A meteorite mismatch
In their new study, the researchers wondered whether the magnetic field would be the same in the second isotopic, “carbonaceous” group of meteorites, which, judging from their isotopic composition, are thought to have originated farther out in the solar system.

They analyzed chondrules, each measuring about 100 microns, from two carbonaceous meteorites that were discovered in Antarctica. Using the superconducting quantum interference device, or SQUID, a high-precision microscope in Weiss’ lab, the team determined each chondrule’s original, ancient magnetic field.

Surprisingly, they found that their field strength was stronger than that of the closer-in noncarbonaceous meteorites they previously measured. As young planetary systems are taking shape, scientists expect that the strength of the magnetic field should decay with distance from the sun.

In contrast, Borlina and his colleagues found the far-out chondrules had a stronger magnetic field, of about 100 microteslas, compared to a field of 50 microteslas in the closer chondrules. For reference, the Earth’s magnetic field today is around 50 microteslas.

A planetary system’s magnetic field is a measure of its accretion rate, or the amount of gas and dust it can draw into its center over time. Based on the carbonaceous chondrules’ magnetic field, the solar system’s outer region must have been accreting much more mass than the inner region.

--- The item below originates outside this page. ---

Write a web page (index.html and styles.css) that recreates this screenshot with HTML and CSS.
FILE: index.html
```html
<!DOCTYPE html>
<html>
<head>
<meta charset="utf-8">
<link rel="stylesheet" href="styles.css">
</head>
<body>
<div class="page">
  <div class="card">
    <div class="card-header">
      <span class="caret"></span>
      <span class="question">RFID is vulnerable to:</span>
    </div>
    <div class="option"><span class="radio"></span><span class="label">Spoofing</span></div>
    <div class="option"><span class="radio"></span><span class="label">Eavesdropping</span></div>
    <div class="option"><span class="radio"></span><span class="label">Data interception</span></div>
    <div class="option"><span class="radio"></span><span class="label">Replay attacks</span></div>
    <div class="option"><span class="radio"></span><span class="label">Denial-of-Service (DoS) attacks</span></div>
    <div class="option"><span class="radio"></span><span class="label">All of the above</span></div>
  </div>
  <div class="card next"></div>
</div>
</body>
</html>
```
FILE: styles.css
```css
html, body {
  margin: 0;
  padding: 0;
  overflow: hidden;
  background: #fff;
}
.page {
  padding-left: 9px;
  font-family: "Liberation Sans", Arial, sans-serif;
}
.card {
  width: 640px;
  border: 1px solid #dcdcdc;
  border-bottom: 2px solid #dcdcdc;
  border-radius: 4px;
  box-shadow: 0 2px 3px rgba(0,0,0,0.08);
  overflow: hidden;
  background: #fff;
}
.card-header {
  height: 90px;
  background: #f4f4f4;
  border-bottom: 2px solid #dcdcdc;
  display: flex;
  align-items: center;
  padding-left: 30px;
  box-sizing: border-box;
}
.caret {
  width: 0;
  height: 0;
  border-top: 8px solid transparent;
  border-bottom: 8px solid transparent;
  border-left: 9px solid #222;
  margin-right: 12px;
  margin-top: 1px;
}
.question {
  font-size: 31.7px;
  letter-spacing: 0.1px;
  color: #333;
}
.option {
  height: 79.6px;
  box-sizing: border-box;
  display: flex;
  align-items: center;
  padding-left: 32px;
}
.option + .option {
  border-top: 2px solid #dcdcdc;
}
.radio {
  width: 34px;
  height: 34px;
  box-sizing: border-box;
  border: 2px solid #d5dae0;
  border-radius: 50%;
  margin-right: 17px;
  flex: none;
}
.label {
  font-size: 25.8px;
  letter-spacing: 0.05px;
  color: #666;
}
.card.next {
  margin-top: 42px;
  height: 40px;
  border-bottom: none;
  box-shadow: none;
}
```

Using models to simulate various scenarios, the team concluded that the most likely explanation for the mismatch in accretion rates is the existence of a gap between the inner and outer regions, which could have reduced the amount of gas and dust flowing toward the sun from the outer regions.

“Gaps are common in protoplanetary systems, and we now show that we had one in our own solar system,” Borlina says. “This gives the answer to this weird dichotomy we see in meteorites, and provides evidence that gaps affect the composition of planets.”

This research was supported, in part, by NASA, and the National Science Foundation.